Most standard references (encyclopedias, zoos, etc.) give a top speed of about 25 miles per hour. A group of dinosaur experts appears to have concluded that speeds over 11 miles per hour are incorrect. Yet studies by experts show that a speed of 22 mph for the African elephant and 16 mph for the Asian elephant are achievable. One expert stated that African elephants could even reach speeds of up to 30 mph for short distances.
Elephant races are held in various parts of the world. Reports from those races are just as varied. One race of 450 meters was reported as averaging just 6 miles per hour, another of 300 meters was completed in "about a minute," putting the speed at closer to 18 miles per hour. Another timing of an Asian bull that won its race gave a speed of 12 miles per hour. Similar studies on African elephants yield a similar result, a speed of around 12 to 15 miles per hour.
For the purpose of creating a model an charging speed for the Asian elephant of 15 mph will be used.
Everyone seems to agree that elephants cannot sustain that speed for any great distance, but since races appear to be run in the 300 to 500 meter range, it would surely seem that they can move at speed for those distances. For the purpose of modeling an attack, 300 yards is sufficient.
The illustration below shows the distances covered in 5 seconds by elephants walking 5 mph and ambling 15 mph. Also shown are comparable distances for horses and men. The speeds used in the calculations are those described previously for cavalry and for infantry.
The elephant is shown at the distances it traveled at a 5 mph walking pace and at a 15 mph ambling pace.
The horse is shown at a walking, trotting and easy galloping distances.
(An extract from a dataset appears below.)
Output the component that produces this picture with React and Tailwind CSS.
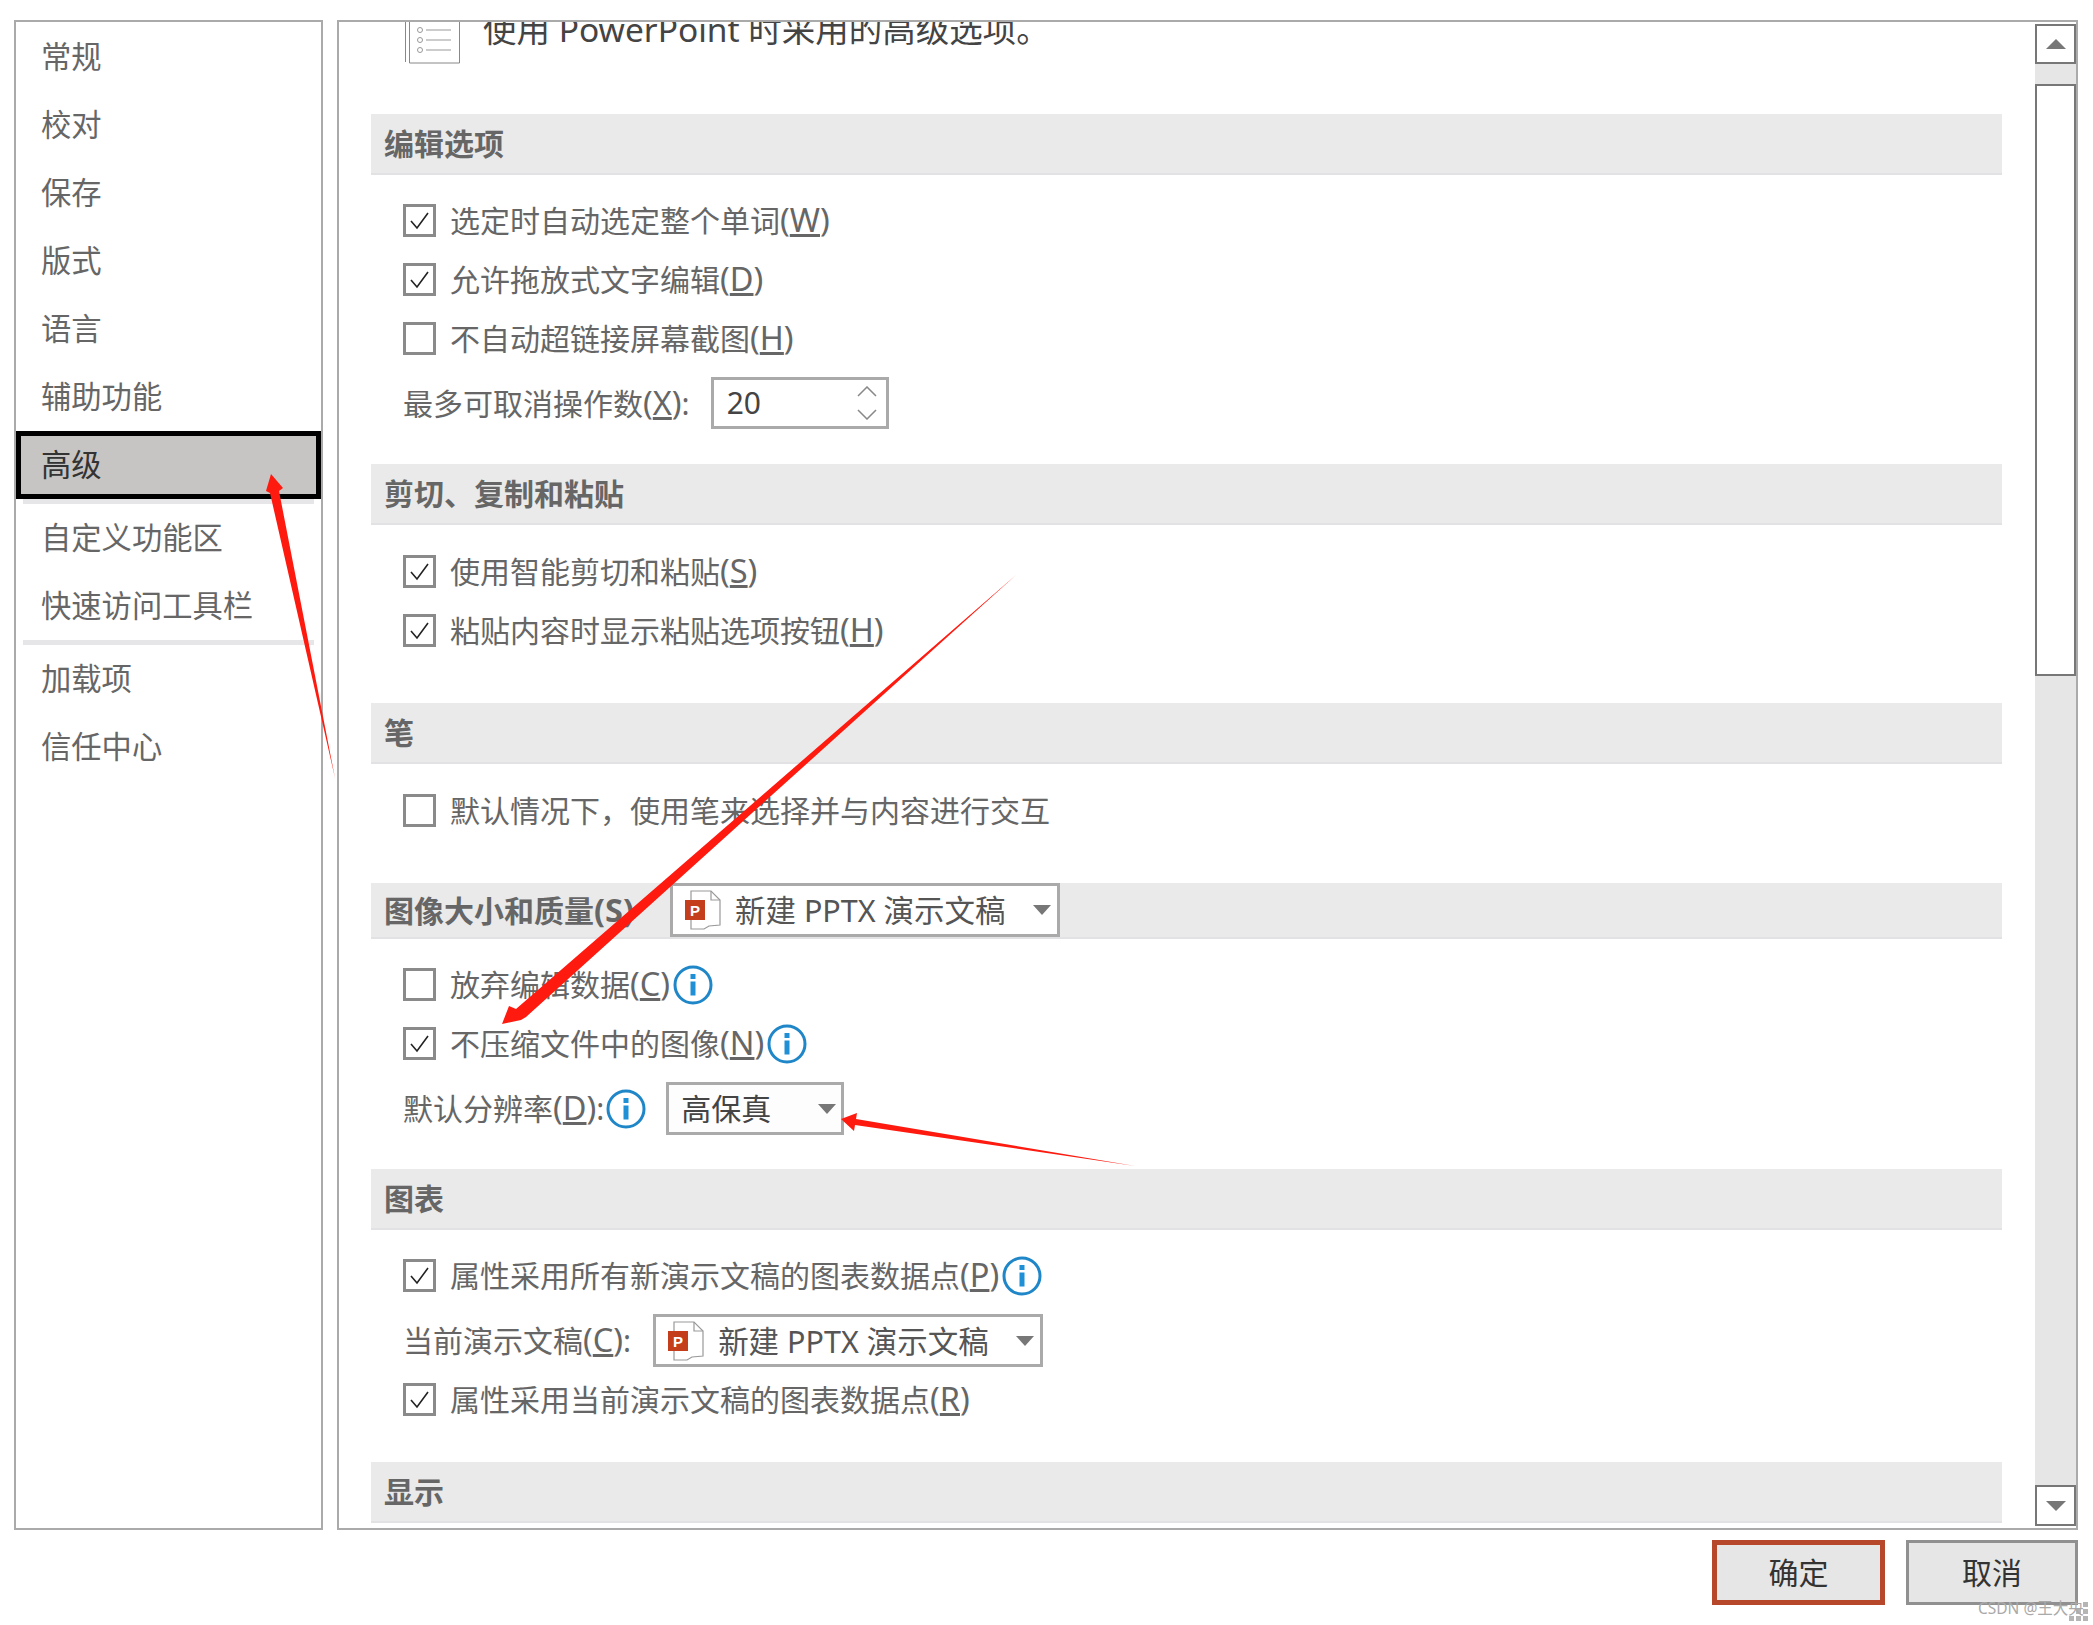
import React from "react";

const Caret = ({ className = "" }) => (
  <svg width="18" height="10" viewBox="0 0 18 10" className={className}>
    <polygon points="0,0 18,0 9,10" fill="#777" />
  </svg>
);

const Info = ({ className = "" }) => (
  <svg width="40" height="40" viewBox="0 0 40 40" className={`shrink-0 ${className}`}>
    <circle cx="20" cy="20" r="18" fill="#fff" stroke="#1f86c8" strokeWidth="3" />
    <rect x="17.5" y="9" width="5" height="5" fill="#1f8fd6" />
    <rect x="17.5" y="16.5" width="5" height="14" fill="#1f8fd6" />
  </svg>
);

const Ppt = ({ className = "" }) => (
  <svg width="46" height="40" viewBox="0 0 46 40" className={`shrink-0 ${className}`}>
    <path d="M6 1H26L35 10V35L24 36L19 39H6Z" fill="#fff" stroke="#999" strokeWidth="1.2" />
    <path d="M26 1V10H35" fill="none" stroke="#999" strokeWidth="1.2" />
    <rect x="0" y="10" width="20" height="20" fill="#c43e1c" />
    <text x="10" y="25.5" textAnchor="middle" fill="#fff" fontSize="15" fontWeight="700" fontFamily="'Liberation Sans', sans-serif">P</text>
  </svg>
);

const Check = ({ checked }) => (
  <span className="flex h-[33px] w-[33px] shrink-0 items-center justify-center border-[3px] border-[#8a8a8a] bg-white">
    {checked && (
      <svg width="21" height="21" viewBox="0 0 21 21">
        <path d="M2 11L8 18L19 3" fill="none" stroke="#222" strokeWidth="1.6" />
      </svg>
    )}
  </span>
);

const Key = ({ children }) => (
  <span className="text-[32.5px]">
    (<u>{children}</u>)
  </span>
);

const Row = ({ checked, children, info }) => (
  <div className="flex h-[59px] items-center pl-8">
    <Check checked={checked} />
    <span className="ml-[14px] whitespace-nowrap">{children}</span>
    {info && <Info className="ml-[3px]" />}
  </div>
);

const Header = ({ children, tall = true }) => (
  <div className={`flex items-center border-b-2 border-[#e2e2e4] bg-[#eaeaea] pl-[13px] font-bold ${tall ? "h-[61px]" : "h-[56px]"}`}>
    {children}
  </div>
);

const Nav = ({ children, active }) => (
  <div
    className={
      active
        ? "flex h-[68px] items-center border-[5px] border-black bg-[#c6c5c4] pl-5 text-[30.3px] text-[#333]"
        : "flex h-[68px] items-center pl-[25px] text-[30.3px]"
    }
  >
    {children}
  </div>
);

const Sep = () => <div className="mx-[7px] h-[5px] bg-[#e6e6e8]" />;

export default function App() {
  return (
    <div className="relative h-[1625px] w-[2093px] overflow-hidden bg-white pl-[14px] pt-5 font-['Noto_Sans','Noto_Sans_CJK_SC',sans-serif] text-[30px] leading-[40px] text-[#666]">
      <div className="flex gap-[14px]">
        <aside className="h-[1510px] w-[309px] border-2 border-[#aaaaaa] pt-px">
          <Nav>常规</Nav>
          <Nav>校对</Nav>
          <Nav>保存</Nav>
          <Nav>版式</Nav>
          <Nav>语言</Nav>
          <Nav>辅助功能</Nav>
          <Nav active>高级</Nav>
          <Sep />
          <Nav>自定义功能区</Nav>
          <Nav>快速访问工具栏</Nav>
          <Sep />
          <Nav>加载项</Nav>
          <Nav>信任中心</Nav>
        </aside>

        <main className="flex h-[1510px] w-[1741px] border-2 border-[#aaaaaa]">
          <div className="min-w-0 flex-1 overflow-hidden pl-8 pr-[33px]">
            <div className="flex h-[92px] items-start pl-[34px]">
              <svg width="56" height="42" viewBox="0 0 56 42" className="shrink-0">
                <path d="M0.5 0V40M4.5 0V41H54.5V0" fill="none" stroke="#888" strokeWidth="1" />
                <g fill="none" stroke="#999" strokeWidth="1">
                  <circle cx="15" cy="8" r="2.5" />
                  <circle cx="15" cy="18" r="2.5" />
                  <circle cx="15" cy="28" r="2.5" />
                  <path d="M21 8H46M21 18H46M21 28H46" />
                </g>
              </svg>
              <span className="-mt-[13px] ml-[22px] whitespace-nowrap text-[33.5px] text-[#444]">使用 PowerPoint 时采用的高级选项。</span>
            </div>

            <Header>编辑选项</Header>
            <div className="mt-4">
              <Row checked>选定时自动选定整个单词<Key>W</Key></Row>
              <Row checked>允许拖放式文字编辑<Key>D</Key></Row>
              <Row>不自动超链接屏幕截图<Key>H</Key></Row>
            </div>
            <div className="mt-2 flex h-[54px] items-center pl-8">
              <span className="whitespace-nowrap">最多可取消操作数<Key>X</Key>:</span>
              <div className="ml-[21px] flex h-[52px] w-[178px] items-center justify-between border-[3px] border-[#aaaaaa] pl-[13px] pr-[9px] text-[#444]">
                <span>20</span>
                <svg width="20" height="34" viewBox="0 0 20 34">
                  <path d="M1 10L10 1L19 10M1 24L10 33L19 24" fill="none" stroke="#888" strokeWidth="1.5" />
                </svg>
              </div>
            </div>

            <div className="mt-[34px]">
              <Header>剪切、复制和粘贴</Header>
            </div>
            <div className="mt-[17px]">
              <Row checked>使用智能剪切和粘贴<Key>S</Key></Row>
              <Row checked>粘贴内容时显示粘贴选项按钮<Key>H</Key></Row>
            </div>

            <div className="mt-[43px]">
              <Header>笔</Header>
            </div>
            <div className="mt-[17px]">
              <Row>默认情况下，使用笔来选择并与内容进行交互</Row>
            </div>

            <div className="mt-[43px]">
              <Header tall={false}>
                <span className="whitespace-nowrap pt-px">图像大小和质量<span className="text-[32.5px]">(S)</span></span>
                <div className="ml-[36px] flex h-[54px] w-[390px] items-center border-[3px] border-[#aaaaaa] bg-white pl-3 text-[30.5px] font-normal text-[#555]">
                  <Ppt />
                  <span className="ml-1 whitespace-nowrap">新建 PPTX 演示文稿</span>
                  <Caret className="ml-auto mr-[6px]" />
                </div>
              </Header>
            </div>
            <div className="mt-4">
              <Row info>放弃编辑数据<Key>C</Key></Row>
              <Row checked info>不压缩文件中的图像<Key>N</Key></Row>
            </div>
            <div className="mt-[9px] flex h-[53px] items-center pl-8">
              <span className="whitespace-nowrap">默认分辨率<Key>D</Key>:</span>
              <Info className="ml-[2px]" />
              <div className="ml-[20px] flex h-[53px] w-[178px] items-center border-[3px] border-[#aaaaaa] bg-[#fdfdfd] pl-3 text-[#444]">
                <span>高保真</span>
                <Caret className="ml-auto mr-[5px]" />
              </div>
            </div>

            <div className="mt-[34px]">
              <Header>图表</Header>
            </div>
            <div className="mt-4">
              <Row checked info>属性采用所有新演示文稿的图表数据点<Key>P</Key></Row>
            </div>
            <div className="mt-[9px] flex h-[53px] items-center pl-8">
              <span className="whitespace-nowrap">当前演示文稿<Key>C</Key>:</span>
              <div className="ml-[22px] flex h-[53px] w-[390px] items-center border-[3px] border-[#aaaaaa] bg-white pl-3 text-[30.5px] text-[#555]">
                <Ppt />
                <span className="ml-1 whitespace-nowrap">新建 PPTX 演示文稿</span>
                <Caret className="ml-auto mr-[6px]" />
              </div>
            </div>
            <div className="mt-[3px]">
              <Row checked>属性采用当前演示文稿的图表数据点<Key>R</Key></Row>
            </div>

            <div className="mt-[33px]">
              <Header>显示</Header>
            </div>
          </div>

          <div className="w-[41px] shrink-0 py-[2px]">
            <div className="flex h-full flex-col bg-[#e6e6e6]">
              <div className="flex h-[40px] items-center justify-center border-2 border-[#777] bg-white">
                <svg width="20" height="10" viewBox="0 0 20 10">
                  <polygon points="0,10 20,10 10,0" fill="#777" />
                </svg>
              </div>
              <div className="mt-5 h-[592px] border-2 border-[#777] bg-white" />
              <div className="mt-auto flex h-[41px] items-center justify-center border-2 border-[#777] bg-white">
                <svg width="20" height="10" viewBox="0 0 20 10">
                  <polygon points="0,0 20,0 10,10" fill="#777" />
                </svg>
              </div>
            </div>
          </div>
        </main>
      </div>

      <div className="mt-[10px] flex justify-end gap-[21px] pr-[15px] text-[#333]">
        <button className="flex h-[65px] w-[173px] items-center justify-center border-[5px] border-[#b7472a] bg-[#e6e6e6]">确定</button>
        <button className="flex h-[65px] w-[172px] items-center justify-center border-[3px] border-[#909090] bg-[#e6e6e6]">取消</button>
      </div>

      <svg className="pointer-events-none absolute inset-0" width="2093" height="1625" viewBox="0 0 2093 1625">
        <polygon points="271,474 283,488 279,491 335,778 270,493 266,491" fill="#ff1a0f" />
        <polygon points="502,1024 509,1006 516,1009 1016,575 526,1017 521,1020" fill="#ff1a0f" />
        <polygon points="841,1119 857,1113 856,1119 1135,1166 855,1125 854,1131" fill="#ff1a0f" />
        <g fill="#b5b5b5">
          <rect x="2083" y="1602" width="5" height="5" />
          <rect x="2076" y="1609" width="5" height="5" />
          <rect x="2083" y="1609" width="5" height="5" />
          <rect x="2069" y="1616" width="5" height="5" />
          <rect x="2076" y="1616" width="5" height="5" />
          <rect x="2083" y="1616" width="5" height="5" />
        </g>
      </svg>
      <span className="absolute left-[1978px] top-[1598px] whitespace-nowrap text-[15.5px] leading-5 text-[#aaaaaa]">CSDN @王大央</span>
    </div>
  );
}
The fastest charging distance is not shown.
Three men are shown, a legionary marching, a legionary running and a skirmisher running.
This illustration is simply meant to give a general idea of how fast each can move. At 15 mph Elephants could clearly outrun any soldier on the battlefield. The elephant's ambling speed of 15 miles per hour is the equivalent of the famous 4-minute-mile -- a feat not reached by the best sprinters until the 20th century. In general, elephants could have moved around on the battlefield at about the same speed as the cavalry, except that the top speed of the horses would have exceeded that of the elephants and horses may have had more endurance.
Delbruck, in his description of the Battle of Zama makes a few relevant remarks, page 371: "According to the Roman reports, Hannibal had, in addition to his cavalry, 80 elephants, and since we know that elephants are used most effectively against cavalry, we could perhaps imagine that Hannibal might very well have sought to counterbalance the Roman superiority by combining his cavalry with the elephants. But he did not do this; perhaps the number of elephants was much smaller than the Romans stated, but at any rate it was too small for Hannibal to have based his hopes on them. . . . we know that elephants accomplish nothing against good infantry in close formation, and when wounded, make wild, and pushed back, could become dangerous for their own infantry. "
Warry, page 95: "Thus a chain of elephants at 20-50m intervals could effectively block a cavalry advance."
Since elephants, though sometimes used against infantry, were most effective against cavalry, only that use will be modeled. The illustration below is the 4 legion and cavalry illustration used previously. 21 elephants have been added in front of the red cavalry on the right as the viewer sees the drawing.
The next drawing is a close up of the wing with the elephants. They can be seen spaced 65 feet apart, at the
low end of Warry's 20 to 50 yard intervals. At that spacing they cover a front of 1,430 feet.
The next illustration is a closer view showing the 30 man cavalry unit with the elephants in front.
Warry says that elephants at 20 to 50 yards would be impenetrable to cavalry. These are 65 feet, about 20 meters, apart. 40 meters would be the distance between every other elephant.
At the closer spacing the problem cavalry would face is obvious. This illustration shows what would happen if cavalry were to try to force its way between elephants 20 meters apart. The horses are shown keeping 20 feet away from the elephants, which would seem to be the minimum to allow for a frightened horse. Even at this minimal clearance distance, the horses would jam up trying to get through the gap.
The illustration does not take into account the effect of archery fire. As illustrated, there would be four archers covering a fairly narrow gap from a high vantage point. Their effective range would easily exceed the 25 meters needed to close Warry's 50 meter maximum gap.
The conclusion is that Warry's number seem plausible. Elephants spaced as much as 50 meters apart could well present an impenetrable barrier to cavalry whose mounts were frightened by them.
Battlefield maneuvers with elephants are not in this model because elephants were only a small part of ancient warfare. Furthermore, the elephant could maneuver at approximately the same speed as the horses, certainly they could keep up with trotting horses. Much of the cavalry model depended on the premise that one side broke and ran before contact was ever made. Elephants would merely ensure this result.
Although it might be interesting to try to illustrate elephants against the infantry, it would be pure speculation. All we really know is that elephants were terrifying to troops who met them for the first time but could be defeated by troops who were familiar with them.